What authority the CBI does have is too little to make a difference. For example, the CBI recently unveiled the Samat System, through which it will oversee loans issued by Iranian banks. With the Samat System, the CBI will collect and store data and information from individuals and businesses in order to verify their credit-worthiness when they request loans from Iranian commercial banks. Although a central bank taking on this role is a topic for considerable discussion on its own, that the CBI will protect banks from issuing risky loans marks a positive step; CBI oversight should reduce the risk exposure of Iranian banks to loan defaults, and therefore decrease the vulnerability of the banking system at-large. However, when banks are limited in how much they can lend at a given time, other lending institutions fill the demand in the market that the banks cannot meet.
Non-bank financial institutions that offer loans are called shadow banks. They include hedge funds, insurance companies, investment banks, private equity firms, and other entities that are not held to the same regulations as commercial banks in terms of how much they are allowed to lend relative to their holdings, or at what rate. Considering the limited availability of reserve capital in Iran due to its dire economic straits, shadow banks will likely play an oversized role in lending when Iran is able to redevelop its economy, which in turn could harm Iran’s economy even further. This has been the case in China, where shadow banks have created significant vulnerabilities in China’s financial sector.
Shadow banks could similarly create problems for Iran. Without regulations put in place to protect an economic system, shadow banks can and do offer high interest rates and at times over-leverage their resources and misrepresent their assets. Take for example the subprime mortgage crisis in the United States in 2007. Although an oversimplification, in that case, the central banking system of the US, i.e. the US Federal Reserve, failed to regulate lending by both commercial banks and shadow banks, leading to the issuance of over-leveraged and highly risky mortgages. As borrowers defaulted on their loans, panic set in and caused a run on the banks. This crashed not only the US economy, but the intertwined global economy along with it. Although the immediate risk in Iran is not a subprime mortgage crisis, if the Iranian economy lacks the oversight and authority of a responsible central banking system, international investors may consider the risk too high to become involved.

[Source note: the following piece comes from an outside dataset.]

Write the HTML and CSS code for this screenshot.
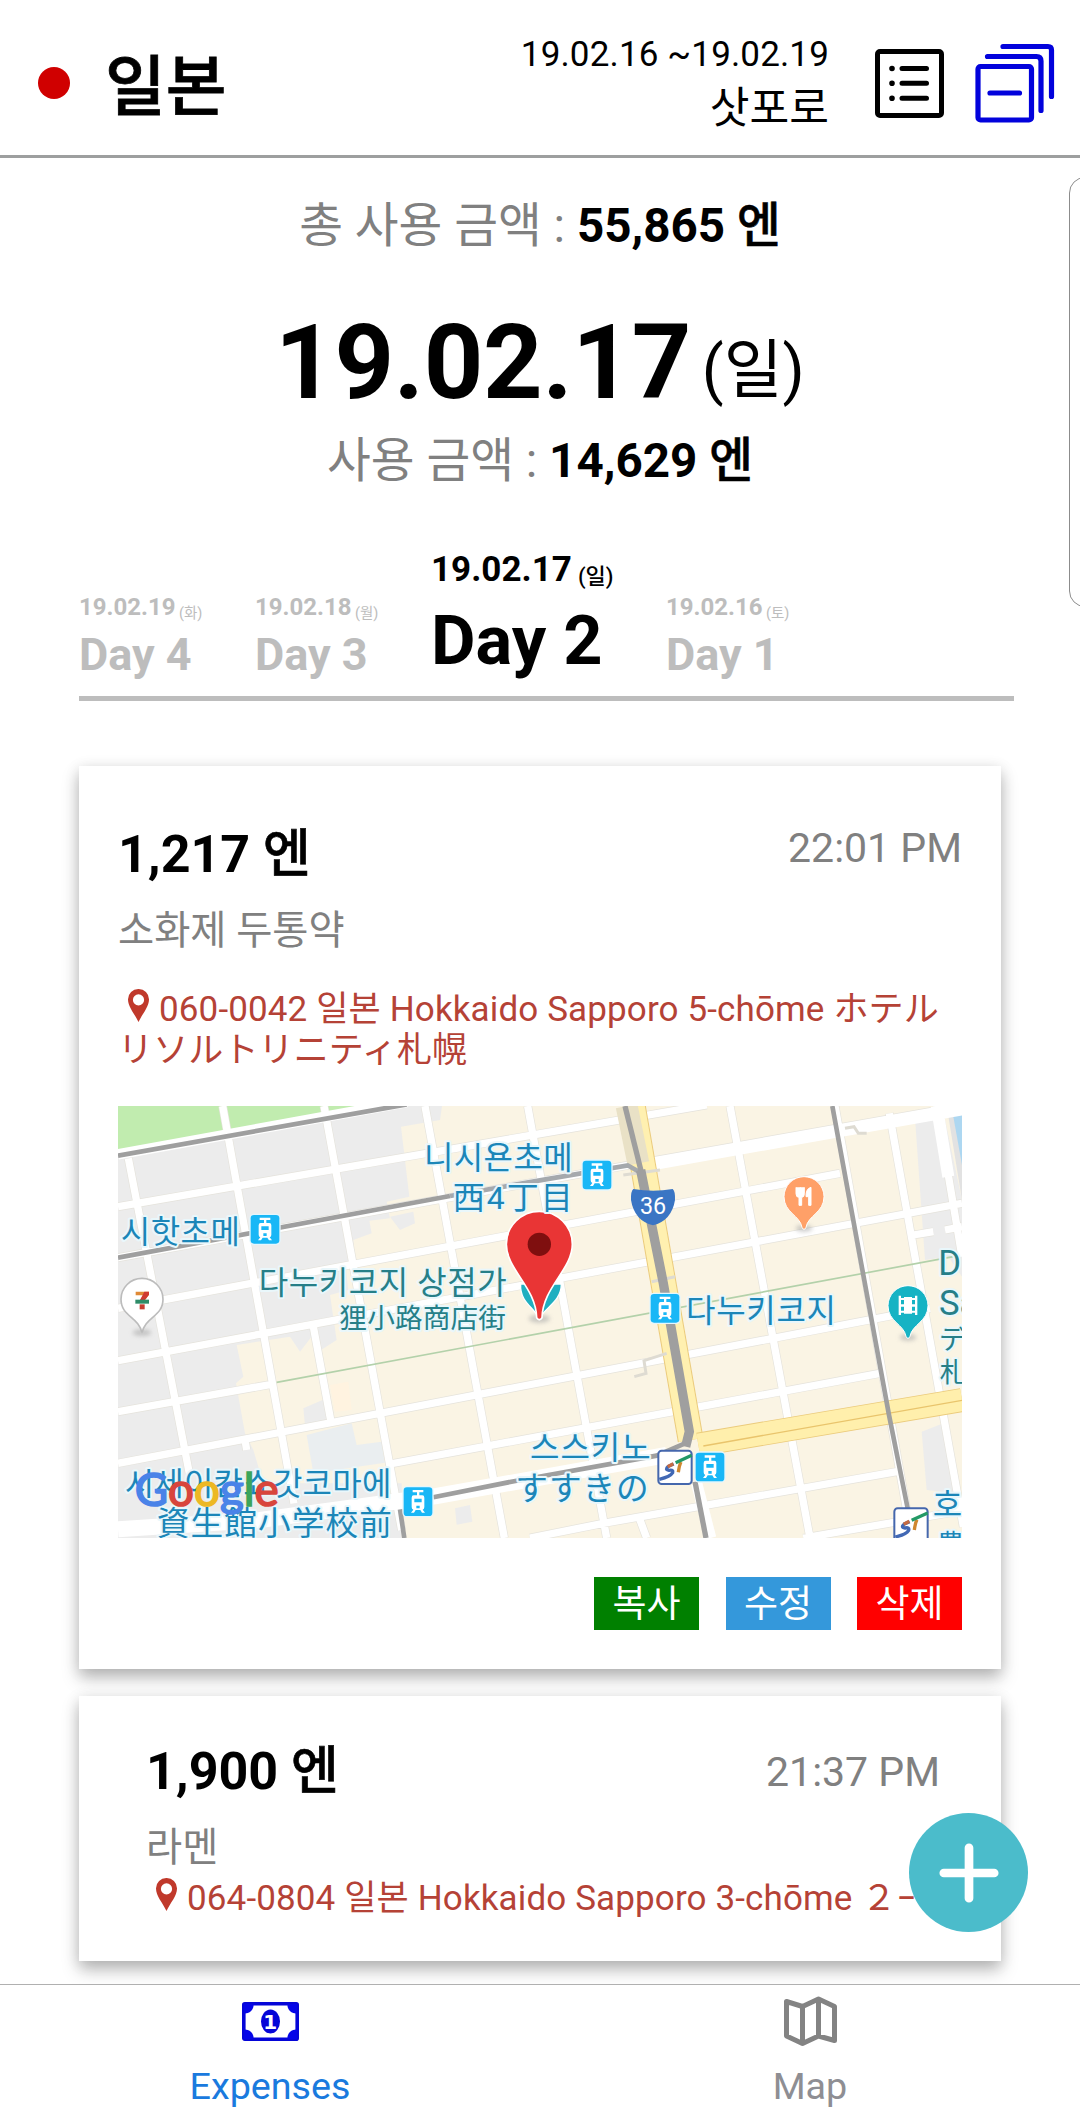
FILE: index.html
```html
<!DOCTYPE html>
<html lang="ko">
<head>
<meta charset="utf-8">
<title>일본 여행 경비</title>
<link rel="stylesheet" href="styles.css">
</head>
<body>
<header class="header">
  <span class="flag"></span>
  <h1 class="country">일본</h1>
  <div class="trip">
    <div class="trip-dates">19.02.16 ~19.02.19</div>
    <div class="trip-city">삿포로</div>
  </div>
  <svg class="icon-list" viewBox="0 0 69 69" fill="none" stroke="#000" stroke-width="5" stroke-linecap="round">
    <rect x="2.5" y="2.5" width="64" height="64" rx="2.5"/>
    <path d="M27 19.5h24.500M27 34.300h24.500M27 49.300h24.500"/>
    <path d="M17 19.500h.01M17 34.300h.01M17 49.300h.01" stroke-width="5.600"/>
  </svg>
  <svg class="icon-stack" viewBox="0 0 80 80" fill="none" stroke="#0202dc" stroke-width="5.200" stroke-linecap="round" stroke-linejoin="round">
    <rect x="3" y="23.500" width="53.500" height="53.500" rx="2.500"/>
    <path d="M15 50h29.500M12.500 13.500h49q4.500 0 4.500 4.500v49.500M28 3.500h45q3.500 0 3.500 3.500v46.500"/>
  </svg>
</header>

<main class="content">
  <p class="sum sum-total">총 사용 금액 : <b>55,865 <span class="unit">엔</span></b></p>
  <h2 class="date"><b>19.02.17</b> <span class="date-dow">(일)</span></h2>
  <p class="sum">사용 금액 : <b>14,629 <span class="unit">엔</span></b></p>

  <nav class="days">
    <a class="day"><span class="day-date">19.02.19 <small>(화)</small></span><span class="day-name">Day 4</span></a>
    <a class="day"><span class="day-date">19.02.18 <small>(월)</small></span><span class="day-name">Day 3</span></a>
    <a class="day day-active"><span class="day-date">19.02.17 <small>(일)</small></span><span class="day-name">Day 2</span></a>
    <a class="day"><span class="day-date">19.02.16 <small>(토)</small></span><span class="day-name">Day 1</span></a>
  </nav>

  <article class="card card-open">
    <div class="card-head"><b class="price">1,217 <span class="unit">엔</span></b><span class="time">22:01 PM</span></div>
    <div class="memo">소화제 두통약</div>
    <div class="address"><svg class="pin" viewBox="0 0 21 33"><path fill="#c0392b" fill-rule="evenodd" d="M10.500 0A10.400 10.400 0 0 0 0 10.500C0 18 6.500 24.500 10.500 33C14.500 24.500 21 18 21 10.500A10.400 10.400 0 0 0 10.500 0ZM10.500 5.300a5.600 5.600 0 1 1 0 11.200a5.600 5.600 0 0 1 0-11.200Z"/></svg>060-0042 일본 Hokkaido Sapporo 5-chōme <span lang="ja">ホテル<br>リソルトリニティ札幌</span></div>

    <svg class="map" viewBox="54 48 2532 1296">
      <defs>
        <g id="tram">
          <rect x="-4" y="-4" width="94" height="94" rx="14" fill="#e4f6fd"/>
          <rect width="86" height="86" rx="10" fill="#19b7f6"/>
          <path d="M27 8h32v7H47v9h9q6 0 6 7v28q0 6-5 8l7 9h-9l-5-8H36l-5 8h-9l7-9q-5-2-5-8V31q0-7 6-7h10v-9H27Z" fill="#fff"/>
          <path d="M32 34h22v11H32zM38 55h10v8H38z" fill="#19b7f6"/>
        </g>
        <g id="subway">
          <rect x="2" y="2" width="100" height="100" rx="10" fill="#fff" stroke="#4567ad" stroke-width="6"/>
          <path d="M5 88Q38 80 45 68Q48 58 34 61Q20 59 32 49L48 42" fill="none" stroke="#4168b4" stroke-width="10"/>
          <path d="M30 50L47 41" stroke="#c56b42" stroke-width="10"/>
          <path d="M70 36Q65 45 62 67" fill="none" stroke="#cf872f" stroke-width="10"/>
          <path d="M54 38L102 16" stroke="#239966" stroke-width="10"/>
        </g>
        <filter id="soft" x="-1" y="-1" width="3" height="3"><feGaussianBlur stdDeviation="7"/></filter>
      </defs>
      <rect x="54" y="48" width="2532" height="1296" fill="#faf4e4"/>
      <g fill="#ececec">
        <path d="M54 48H1026L1020 90L903 110L928 320L860 335L870 385L808 392L815 430L760 450L765 515L735 520L745 600L690 615L710 750L655 785L650 720L600 785L570 740L410 765L430 860L408 880L435 1030L460 1080L490 1180H905V1344H54Z"/>
        <path d="M870 380L940 365L945 400L900 420ZM610 955L690 920L700 985L615 1005ZM1065 1255L1110 1245L1117 1295L1070 1304Z"/>
        <path d="M2445 85L2530 65L2586 330V560L2545 500L2475 510ZM2465 1025L2530 1000L2570 1210L2480 1200Z"/>
      </g>
      <path d="M620 1035L755 1000L770 1065L845 1055L855 1118L640 1150Z" fill="#eaeef0"/>
      <path d="M690 885L745 875L755 960L705 965Z" fill="#fff3e0"/>
      <path d="M54 48H880L54 188Z" fill="#c1ecaf"/>
      <path d="M2540 48H2586V330Z" fill="#e2e2e2"/>
      <path d="M2556 58H2586V225Z" fill="#add7f1"/>
      <g fill="none" stroke="#e5e3dc" stroke-width="26">
        <path d="M85 205L268 1150M368 48L582 1240M672 48L905 1320M975 48L1213 1344M1283 48L1520 1344M640 710L692 990M1890 48L2130 1344M2205 48L2435 1344M2368 70L2590 1310M2510 48L2586 500M54 350L1820 45M54 503L1583 226L2586 48M54 655L2220 250M54 812L2586 340M54 965L520 882M54 1120L2490 655M870 1122L2340 850M1290 1344L1510 1300L2390 1145M2110 1344L2586 1262M435 1050L440 1080M1620 1290L1640 1344M2440 435L2500 425M2535 420L2586 410"/>
      </g>
      <g fill="none" stroke="#fff" stroke-width="22">
        <path d="M85 205L268 1150M368 48L582 1240M672 48L905 1320M975 48L1213 1344M1283 48L1520 1344M640 710L692 990M1890 48L2130 1344M2205 48L2435 1344M2368 70L2590 1310M2510 48L2586 500M54 350L1820 45M54 503L1583 226L2586 48M54 655L2220 250M54 812L2586 340M54 965L520 882M54 1120L2490 655M870 1122L2340 850M1290 1344L1510 1300L2390 1145M2110 1344L2586 1262M435 1050L440 1080M1620 1290L1640 1344M2440 435L2500 425M2535 420L2586 410"/>
        <path d="M54 193L920 36" stroke-width="32"/>
        <path d="M54 1318L480 1290L1010 1218L1700 1095" stroke-width="48"/>
        <path d="M1640 226L2586 58M2510 48L2545 260" stroke-width="36"/>
        <path d="M1790 1180L1832 1344" stroke-width="34"/>
      </g>
      <path d="M530 877L2560 500" stroke="#b3d1aa" stroke-width="5"/>
      <g fill="none">
        <path d="M1598 48L1772 1050" stroke="#ebcb7c" stroke-width="78"/>
        <path d="M1598 48L1772 1050" stroke="#fff0b0" stroke-width="72"/>
        <path d="M1580 48L1615 220" stroke="#e9e1c6" stroke-width="66"/>
        <path d="M1795 1064L2586 930" stroke="#ebcb7c" stroke-width="72"/>
        <path d="M1795 1064L2586 930" stroke="#ffefac" stroke-width="67"/>
        <path d="M1810 1068L2586 931" stroke="#e9c46c" stroke-width="4"/>
        <path d="M1603 860L1638 850L1632 812L1700 790M1655 575L1725 560M1570 255L1680 240M2235 115L2262 110L2275 130H2300" stroke="#dedbd2" stroke-width="9"/>
      </g>
      <g fill="none" stroke="#9f9f9f" stroke-width="14">
        <path d="M54 197L920 43M54 503L1050 318M2197 48L2367 975L2425 1265M1000 1222L1250 1172L1670 1097L1755 1060M900 1258L913 1344" />
        <path d="M1050 318L1350 266L1583 226L1625 250" stroke="#a5a9ad"/>
        <path d="M1575 48L1625 250" stroke-width="16"/>
        <path d="M1622 240L1690 580L1768 1025L1757 1070" stroke-width="28"/>
        <path d="M1785 1175L1818 1344" stroke-width="16"/>
      </g>
      <use href="#tram" x="452" y="375"/><use href="#tram" x="1448" y="212"/><use href="#tram" x="1652" y="612"/>
      <use href="#tram" x="1787" y="1088"/><use href="#tram" x="911" y="1192"/>
      <use href="#subway" x="1673" y="1080"/><use href="#subway" x="2381" y="1253"/>
      <path d="M1600 297Q1660 308 1718 297Q1726 303 1725 330Q1715 392 1659 406Q1603 392 1593 330Q1592 303 1600 297Z" fill="#3a75c4"/>
      <text x="1659" y="371" font-size="70" fill="#fff" text-anchor="middle">36</text>
      <g fill="#aaa" opacity=".6" filter="url(#soft)"><ellipse cx="126" cy="728" rx="28" ry="10"/><ellipse cx="1318" cy="686" rx="32" ry="12"/><ellipse cx="2112" cy="415" rx="25" ry="10"/><ellipse cx="2424" cy="742" rx="25" ry="10"/></g>
      <path d="M126 728C116 680 63 680 63 628A63 63 0 0 1 189 628C189 680 136 680 126 728Z" fill="#fff" stroke="#bcbcbc" stroke-width="5"/>
      <path d="M107 605H147V614L133 632H119L130 616H107Z" fill="#e08a36"/><path d="M133 605H147V614L133 632H119Z" fill="#cf3b31"/><path d="M106 629H147V641H106Z" fill="#2f8c68"/><path d="M119 643H134V658H119Z" fill="#c83d30"/>
      <path d="M2112 418Q2108 418 2106 412C2100 376 2052 368 2052 320A60 60 0 0 1 2172 320C2172 368 2124 376 2118 412Q2116 418 2112 418Z" fill="#ffa068" stroke="#fff" stroke-width="3"/>
      <path d="M2088 292V311Q2088 322 2097 322V346H2105V322Q2113 322 2113 311V292M2101 292V314M2133 346V292Q2117 296 2118 320H2126V346Z" fill="#fff" stroke="#fff" stroke-width="3"/>
      <path d="M2424 745Q2420 745 2418 739C2412 703 2364 695 2364 647A60 60 0 0 1 2484 647C2484 695 2436 703 2430 739Q2428 745 2424 745Z" fill="#16b3c4" stroke="#fff" stroke-width="3"/>
      <path d="M2412 621H2436V671H2412ZM2396 617H2403V675H2396ZM2445 617H2452V675H2445ZM2402 624H2446V630H2402ZM2402 643H2446V650H2402ZM2402 662H2446V668H2402Z" fill="#fff"/>
      <path d="M1318 690C1310 655 1258 640 1262 582H1384C1384 640 1326 655 1318 690Z" fill="#20afc0" stroke="#fff" stroke-width="4"/>
      <path d="M1318 364A99 99 0 0 1 1417 463C1417 538 1328 592 1326 683Q1318 695 1310 683C1308 592 1219 538 1219 463A99 99 0 0 1 1318 364Z" fill="#e93535" stroke="#fff" stroke-width="5"/>
      <circle cx="1318" cy="463" r="35" fill="#7f0f0f"/>
      <g class="label">
        <text x="972" y="237" font-size="96" textLength="446">니시욘초메</text>
        <text x="1058" y="357" font-size="96" textLength="360" lang="ja">西4丁目</text>
        <text x="62" y="459" font-size="96" textLength="358">시핫초메</text>
        <text x="74" y="1214" font-size="96" textLength="800">시세이칸쇼갓코마에</text>
        <text x="170" y="1334" font-size="98" textLength="706" lang="ja">資生館小学校前</text>
        <text x="1290" y="1106" font-size="96" textLength="362">스스키노</text>
        <text x="1246" y="1230" font-size="98" textLength="400" lang="ja">すすきの</text>
        <text x="1758" y="697" font-size="96" textLength="450">다누키코지</text>
        <text x="2498" y="1278" font-size="96">호스이</text>
        <text x="2510" y="1396" font-size="84" lang="ja">豊水</text>
      </g>
      <g class="label label-poi">
        <text x="476" y="613" font-size="96" textLength="744">다누키코지 상점가</text>
        <text x="718" y="714" font-size="83" textLength="500" lang="ja">狸小路商店街</text>
        <text x="2515" y="556" font-size="104">D</text>
        <text x="2517" y="676" font-size="104">Sa</text>
        <text x="2517" y="777" font-size="83" lang="ja">ディ</text>
        <text x="2519" y="876" font-size="83" lang="ja">札幌</text>
      </g>
      <text class="google" x="104" y="1249" font-size="138" textLength="432" lengthAdjust="spacingAndGlyphs"><tspan class="g-blue">G</tspan><tspan class="g-red">o</tspan><tspan class="g-yellow">o</tspan><tspan class="g-blue">g</tspan><tspan class="g-green">l</tspan><tspan class="g-red">e</tspan></text>
    </svg>

    <div class="actions"><button class="btn btn-copy">복사</button><button class="btn btn-edit">수정</button><button class="btn btn-delete">삭제</button></div>
  </article>

  <article class="card card-closed">
    <div class="card-head"><b class="price">1,900 <span class="unit">엔</span></b><span class="time">21:37 PM</span></div>
    <div class="memo">라멘</div>
    <div class="address"><svg class="pin" viewBox="0 0 21 33"><path fill="#c0392b" fill-rule="evenodd" d="M10.500 0A10.400 10.400 0 0 0 0 10.500C0 18 6.500 24.500 10.500 33C14.500 24.500 21 18 21 10.500A10.400 10.400 0 0 0 10.500 0ZM10.500 5.300a5.600 5.600 0 1 1 0 11.200a5.600 5.600 0 0 1 0-11.200Z"/></svg>064-0804 일본 Hokkaido Sapporo 3-chōme <span lang="ja">２−</span></div>
  </article>
</main>

<footer class="tabs">
  <a class="tab tab-active">
    <svg class="tab-icon" viewBox="0 0 57 50">
      <rect x="1.800" y="7.800" width="53.400" height="35.400" rx="1" fill="#fff" stroke="#0505d8" stroke-width="3.600"/>
      <path fill="#0505e8" d="M2 8h9.500A8.500 8.500 0 0 1 2 17.500ZM55 8h-9.500A8.500 8.500 0 0 0 55 17.500ZM2 43h9.500A8.500 8.500 0 0 0 2 33.500ZM55 43h-9.500A8.500 8.500 0 0 1 55 33.500Z"/>
      <ellipse cx="28.500" cy="25.500" rx="9.500" ry="12" fill="#0505d8"/>
      <text class="bill" x="28.300" y="33" text-anchor="middle">1</text>
    </svg>
    <span>Expenses</span>
  </a>
  <a class="tab">
    <svg class="tab-icon" viewBox="0 0 57 50" fill="none" stroke="#838383" stroke-width="5" stroke-linecap="round" stroke-linejoin="round">
      <path d="M4.500 5.500L20.500 10.500L36.500 3L52.500 10.500V44.500L36.500 40L20.500 47.500L4.500 40ZM20.500 10.500V47.500M36.500 3V40"/>
    </svg>
    <span>Map</span>
  </a>
</footer>

<div class="edge-panel"></div>
<button class="fab" aria-label="추가"><svg viewBox="0 0 60 60" stroke="#fff" stroke-width="8.700" stroke-linecap="round"><path d="M30 4.800v50.400M4.800 30h50.400"/></svg></button>
</body>
</html>
```
FILE: styles.css
```css
* { box-sizing: border-box; margin: 0; padding: 0; }

body {
  width: 1080px;
  height: 2109px;
  display: flex;
  flex-direction: column;
  position: relative;
  overflow: hidden;
  background: #fff;
  color: #000;
  font-family: Roboto, "Noto Sans CJK KR", sans-serif;
}

[lang="ja"] { font-family: Roboto, "Noto Sans CJK JP", sans-serif; }

/* Header */
.header {
  flex: none;
  display: flex;
  align-items: flex-start;
  height: 158px;
  padding-left: 38px;
  border-bottom: 3px solid #9d9f9f;
}
.flag { width: 32px; height: 32px; margin-top: 67px; border-radius: 50%; background: #d00000; }
.country { margin: 48px 0 0 35px; font-size: 66px; line-height: 80px; font-weight: 500; -webkit-text-stroke: .8px #000; }
.trip { margin: 34px 0 0 auto; text-align: right; }
.trip-dates { font-size: 35px; line-height: 42px; letter-spacing: .15px; }
.trip-city { margin-top: 8px; font-size: 43.200px; line-height: 50px; }
.icon-list { width: 69px; height: 69px; margin: 49px 0 0 46px; }
.icon-stack { width: 80px; height: 80px; margin: 43px 25px 0 31px; }

.unit { font-weight: 500; -webkit-text-stroke: .6px #000; }

/* Day summary */
.content { flex: none; height: 1826px; overflow: hidden; }
.sum { font-size: 47.600px; line-height: 60px; text-align: center; color: #808080; }
.sum b { color: #000; }
.sum-total { margin-top: 38px; }
.date { height: 120px; margin: 47px 0 8px; font-size: 104px; line-height: 120px; text-align: center; font-weight: 400; word-spacing: -15px; }
.date b { letter-spacing: -.3px; }
.date-dow { font-size: 64px; line-height: 1; vertical-align: 6px; }

/* Day selector */
.days {
  display: flex;
  align-items: flex-end;
  width: 935px;
  height: 153px;
  margin: 57px 0 0 79px;
  padding-bottom: 15px;
  border-bottom: 5px solid #bdbdbd;
  color: #bdbdbd;
  font-weight: 700;
}
.day { width: 176px; flex: none; white-space: nowrap; }
.day-date, .day-name { display: block; }
.day-date { margin-bottom: 8px; font-size: 24px; line-height: 28px; word-spacing: -2.500px; }
.day-date small { font-size: 14.500px; line-height: 1; font-weight: 400; vertical-align: -3px; }
.day-name { font-size: 45px; line-height: 52px; }
.day-active { width: 235px; color: #000; }
.day-active .day-date { margin-bottom: 10px; font-size: 35px; line-height: 42px; }
.day-active small { font-size: 22px; font-weight: 500; }
.day-active .day-name { font-size: 68.500px; line-height: 80px; }

/* Expense cards */
.card {
  width: 922px;
  margin-left: 79px;
  background: #fff;
  box-shadow: 0 9px 16px rgba(0, 0, 0, .26), 0 2px 14px rgba(0, 0, 0, .1);
}
.card-open { height: 903px; margin-top: 65px; padding: 50px 39px 0; }
.card-closed { height: 265px; margin-top: 27px; padding: 37px 61px 0 67px; }
.card-head { display: flex; justify-content: space-between; }
.price { font-size: 52px; line-height: 78px; }
.time { font-size: 41px; line-height: 64px; color: #808080; }
.memo { font-size: 39.300px; line-height: 50px; color: #808080; }
.address { font-size: 35px; line-height: 41px; color: #b54236; letter-spacing: .13px; white-space: nowrap; }
.pin { width: 21px; height: 33px; margin: 0 10px 0 10px; vertical-align: -1px; }
.card-open .memo { margin-top: 12px; }
.card-open .address { margin-top: 33px; }
.card-closed .time { margin-top: 7px; }
.card-closed .memo { margin-top: 12px; }
.card-closed .address { margin-top: 5px; }

.map { display: block; width: 844px; height: 432px; margin-top: 35px; overflow: hidden; }
.label { fill: #1b86b8; stroke: #e9f7fb; stroke-width: 12px; stroke-linejoin: round; paint-order: stroke; }
.label-poi { fill: #267f88; }
.google { font-family: Lato, sans-serif; font-weight: 400; stroke-width: 5px; }
.g-blue { fill: #4a83e8; stroke: #4a83e8; }
.g-red { fill: #d8453c; stroke: #d8453c; }
.g-yellow { fill: #edb824; stroke: #edb824; }
.g-green { fill: #3ba55b; stroke: #3ba55b; }

.actions { display: flex; justify-content: flex-end; gap: 26.500px; margin-top: 39px; }
.btn {
  width: 105px;
  height: 53px;
  padding-top: 3px;
  border: 0;
  color: #fff;
  font: 37px/50px Roboto, "Noto Sans CJK KR", sans-serif;
}
.btn-copy { background: #008000; }
.btn-edit { background: #3498db; }
.btn-delete { background: #f00; }

/* Bottom tabs */
.tabs { flex: 1; display: flex; position: relative; border-top: 1px solid #b0b0b0; background: #fff; }
.tab { flex: 1; display: flex; flex-direction: column; align-items: center; color: #8e8e93; font-size: 37.700px; line-height: 44px; }
.tab-icon { width: 57px; height: 50px; margin: 11px 0 18px; }
.tab-active { color: #1a7ade; }
.bill { font: 700 20px "DejaVu Sans", sans-serif; fill: #fff; }

/* Overlays */
.edge-panel {
  position: absolute;
  top: 177px;
  right: -30px;
  width: 41px;
  height: 430px;
  border: 1px solid #8c8c8c;
  border-radius: 16px;
}
.fab {
  position: absolute;
  left: 909px;
  top: 1813px;
  width: 119px;
  height: 119px;
  display: grid;
  place-items: center;
  border: 0;
  border-radius: 50%;
  background: #4bbccb;
}
.fab svg { width: 60px; height: 60px; }
```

Proposed reorganization of authority
The Iranian establishment is aware of the shortcomings of its current setup with the CBI and the MCC. In fact, a bill was discussed on May 24 in the Majles that would create a High Council to supersede the MCC and the Executive Board of the CBI as the supreme banking oversight body, and the one responsible for determining monetary policy. Although the declared intent of the proposal is to ensure independence of the CBI from the executive branch, the High Council would be composed of political appointees with longer terms than elected officials. By design, the council would be beholden to the regime.
Nevertheless, proposing an abrupt replacement of the current banking oversight system with an entirely new one expresses acute recognition of the inability of the CBI to carry out its duties. However, the political appointment of officials on the High Council is not different from the current structure of the MCC. Therefore, despite the evident failures of the CBI and MCC, this remedy would not address any of the systemic problems, and effectively calls for more of the same.
The CBI does not currently function as an independent body. As a result, the monetary policy of the country is in a state of disarray. So far, the regime is sending signals that it intends to maintain the status quo with a weak central bank, but the CBI must be able to function properly for the sake of Iran’s future economic recovery. To do so, Iran’s central bank must be free of state capture, that is to say it must be independent of not only the executive branch but also of the power elite within the regime who wield influence in government institutions and oversight bodies and protect individual and institutional interests at the expense of the country at-large. Abdolnaser Hemmati’s entry into the presidential race adds an interesting bit of intrigue about the prominence of the issue in the minds of the powers-that-be in Iran. That he is on the short list of seven candidates shows some recognition of the problem. Still, even if he wins, not much is likely to change. Although the inability of the central bank to function effectively is widely known throughout the Iranian establishment, the regime remains unable or unwilling to allow the central bank to do its job.